Thursday 24 April 2008

The young and the restless

I suppose it's my own fault. Lining up potential dates before I got home. Now I have a ridiculous amount of suitors to date when I get back to Denmark, not to mention those amazing people I have met in other parts of the world. I am actually scared of dating. What if I choose the wrong guy AGAIN and get my heart broken AGAIN??

All the guys I know seem very sweet, and wise, and fun, but what about when reality strikes? When they get whiff of depression or get to know the real me? Will they disappear? And where do I want to be? What if I meet a guy in Denmark and then decide Australia is really for me? And what if I go to Australia and with a guy and it doesn't work out? What if they read this blog and think I'm crazy?

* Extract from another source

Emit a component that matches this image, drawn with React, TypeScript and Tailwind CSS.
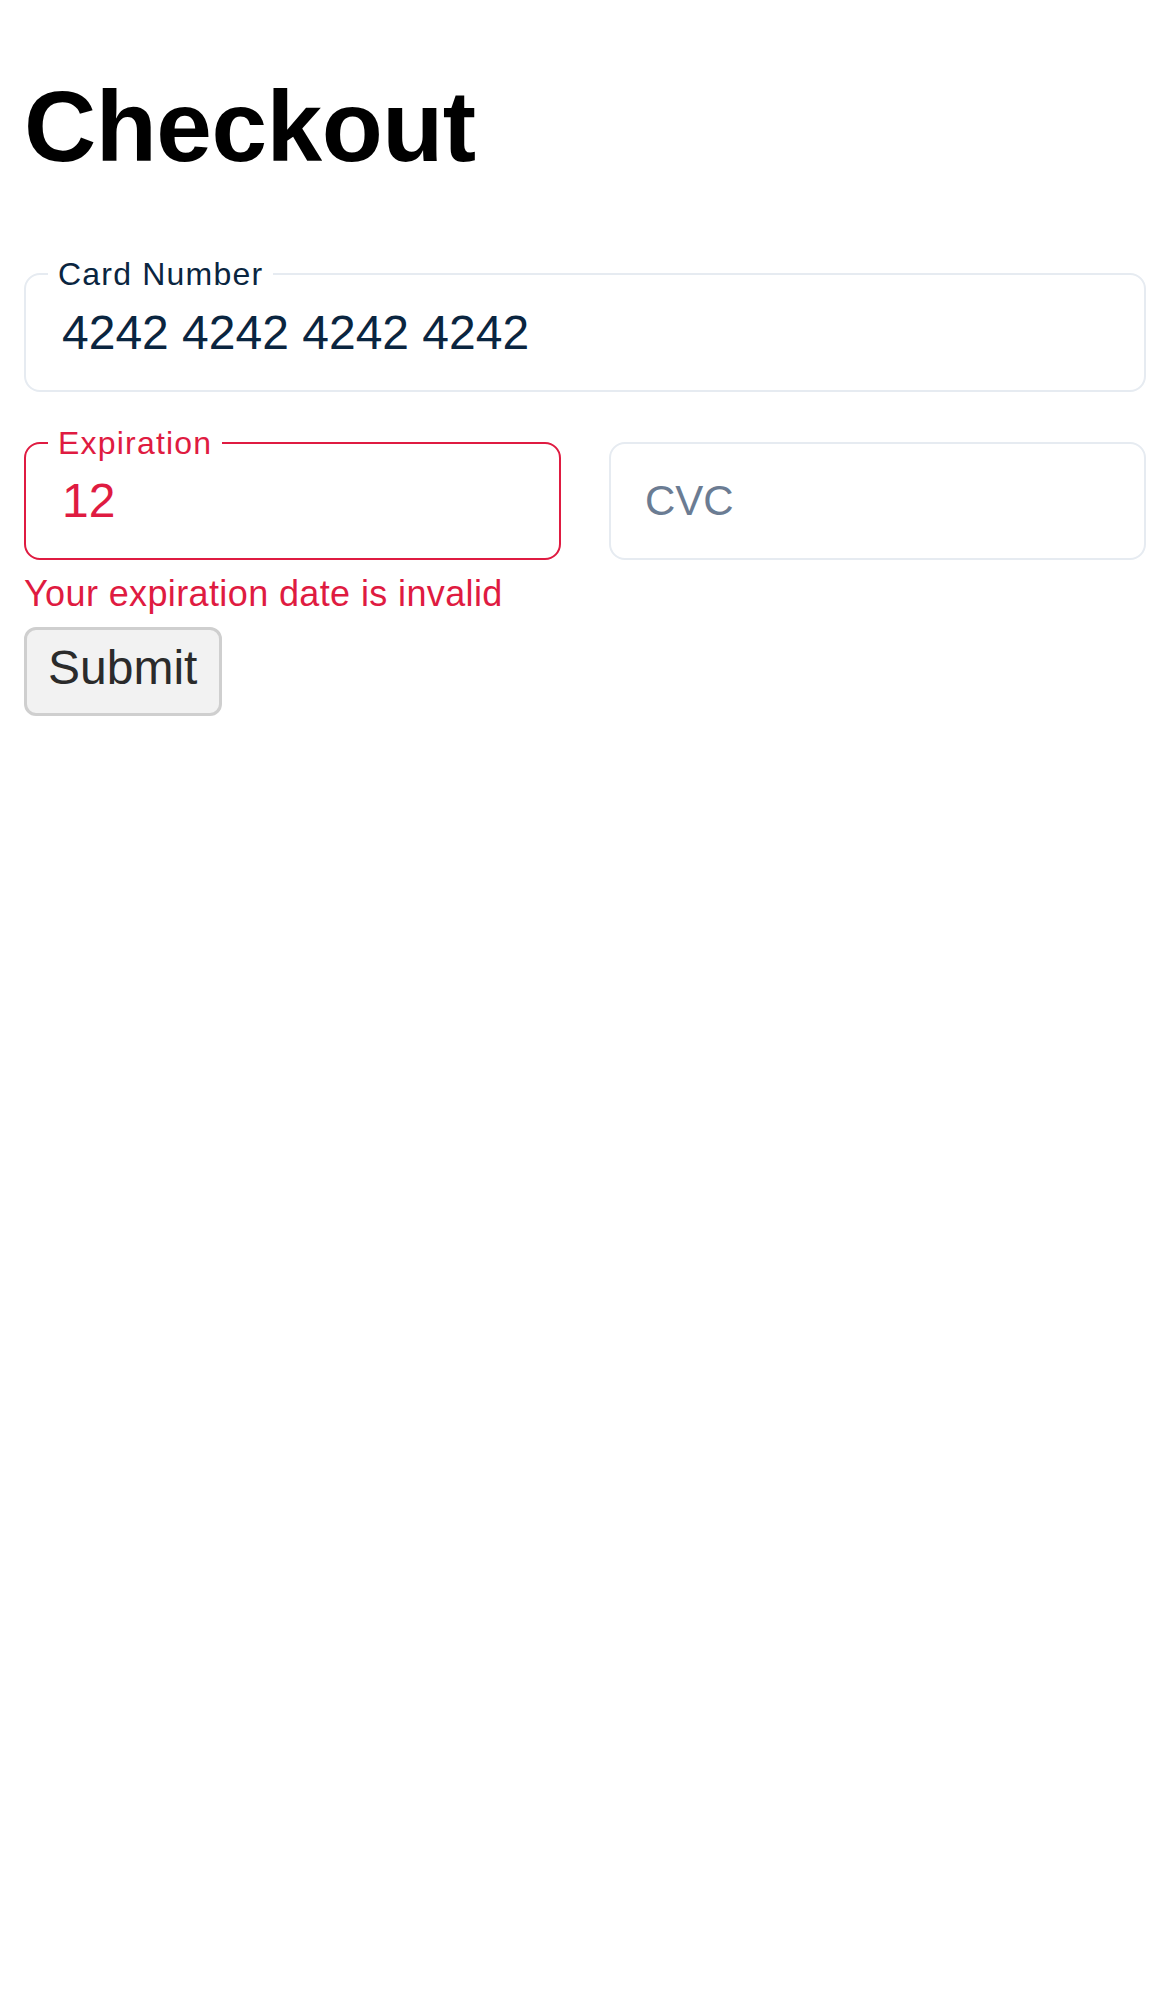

On one hand it would be fun to have lots of dates again, but on the other I kind of want to settle down now. And most of the dates are younger than me, successful men in their prime, with their own businesses and careers, a few of them are vocal about ready to have kids and a few are still a bit young and want to travel the world, although maybe I could go with them..

I wanted to think that if I met the right man everything would fall into place.. maybe this is still true, but I have seemed to meet a lot of right men in my travels and yet nothing is as yet falling into place.

The fortune teller in the Phillippines said that I would marry someone younger than me, so now I am not ruling out younger men (before I would have run a mile) But how young is too young? Does it make me a cougar to date someone younger than me? Demi Moore can do it right? Is ten years too much of an age gap? five? What if I end up with someone ten years younger than me, will I always be wondering if they wanted someone younger? If theyd sowed their wild oats enough? If I was looking old and wrinkly next to them and their young friends?If I would have time to have a baby?

Yep. Dating isn't easy, especially at my age when biological clocks are a dynamic. I mean I love running around having fun without responsibility but I do one day want to have my own kids and I dont want that to pass me by. I guess there are people like Nicol Kidman who are having their first babies in their 40's, but look at the complications that can be involved in that!

Still theres always medical science to help out in such dilemmas:
http://www.medicalnewstoday.com/articles/93587.php

http://www.life-style-choices.com/


If I wanted just a baby it probably wouldn't be hard to get one, but the thing is I want a loving family- the whole package..which seems a bit harder....

Am I even ready for that?

1 comment:

Dan said...

Hmmmmm. Lots of points here. Firstly being scared of dating again is natural, especially when you've been stiffed in the past. And its ok to be worried about what will happen, but if you always worry about it then you wont let yourself have any fun finding out... And hey even I can can say it can be fun finding out.. If I can, then you can too!
Secondly Im sure you when you get back to Denmark you will find out very quickly what you think the right thing to do will be. Moving to Australia is an exhilarating life changing thing to do. Yes relationships go wrong here just as much as anywhere else, atleast here you have a comfortable place to fall if it does go wrong, and who says it will.
I hear what you are saying about the whole family thing, I yearn for that aswell. But as Im sure you know men will say lots of things to get what they want, tread carefully! I guess the tough thing (and i battle with this aswell) is how and when you mention wanting a family. I want to be a Dad badly, I think it will be the making of me. But too much pressure at the start of a relationship is never a good thing.
If someone was put off you by reading your blog then well f*ck them basically. This is 'you', this is 'real' and the right person will appreciate that. The right person will also identify with this I think, not run away...
Im convinced you will meet the right person, who knows maybe you already have. You're a good person, and I believe that good people always eventually find their fulfillment and destiny.
. The path to true love will be the easiest you have ever taken, it will find you soon. Believe it!